Sinossi *: «La virtù non ha padrone, e ognuno ne avrà in misura maggiore o minore a seconda che la onori o la disprezzi. La responsabilità è di chi ha fatto la scelta; la divinità è incolpevole». Cosa ci vuole dire realmente Platone con il mito Er? Che l’uomo è libero, certo. Ma è responsabile delle scelte che farà, delle azioni che compirà, degli errori che seminerà lungo la sua strada. Lo sanno bene Ermanna Montanari e Marco Martinelli. Come scrive Martinelli nelle pagine di Farsi luogo - Varco al teatro in 101 movimenti: «Sapevamo, da asini, che l’errare sarebbe stata la nostra scuola, l’errare nel suo duplice senso, camminare e sbagliare... non è forse questo il miraggio per cui patire, quello di arrivare, passo dopo passo, nell’errare, errore dopo errore, alla retta opinione?».

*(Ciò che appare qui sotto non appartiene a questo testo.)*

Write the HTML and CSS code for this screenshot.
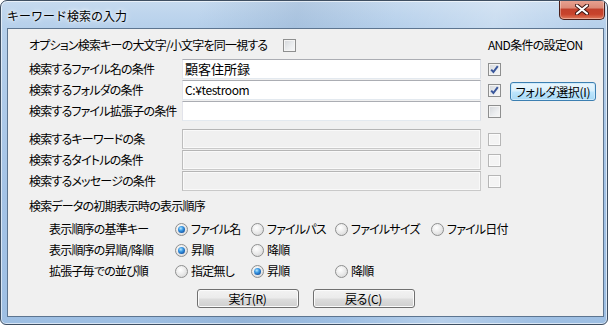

Er è un viaggio, un viaggio in divenire, che tesse la storia delle Albe (da Siamo asini o pedanti? a Ippolito, da Sterminio a Ubu buur, da L’avaro a Pantani, fino a Lus), una storia che trova il senso della propria ricerca nello spazio franco e rivelatore del teatro. Er è un film, un film fatto a misura di primo piano, che dà modo a Martinelli di spingersi dove la scena non gli permette di arrivare al «rischio più grande», al «pericolo antico: io e te. I miei occhi nei tuoi». Molto s’è scritto sull’arte di Ermanna, attrice senza schemi, concentrandosi spesso sul ruolo che nel suo percorso rivestono il suono e la voce; attraverso il cinema Martinelli può finalmente far emergere il volto della sua compagna di sempre, d’arte e di vita, un volto che, riprendendo una definizione di Béla Bálazs, «diventa il tutto in cui è contenuto il dramma».
Ma Er (un titolo che non può non apparire come un diminutivo) è prima di tutto e soprattutto (a dircelo è il cartello posto in calce) un lavoro «dedicato all’arte-in-vita di Ermanna»: parole legate come se fossero una sola. Perché, per il Teatro delle Albe, la vita e l’arte non sono separabili, mai.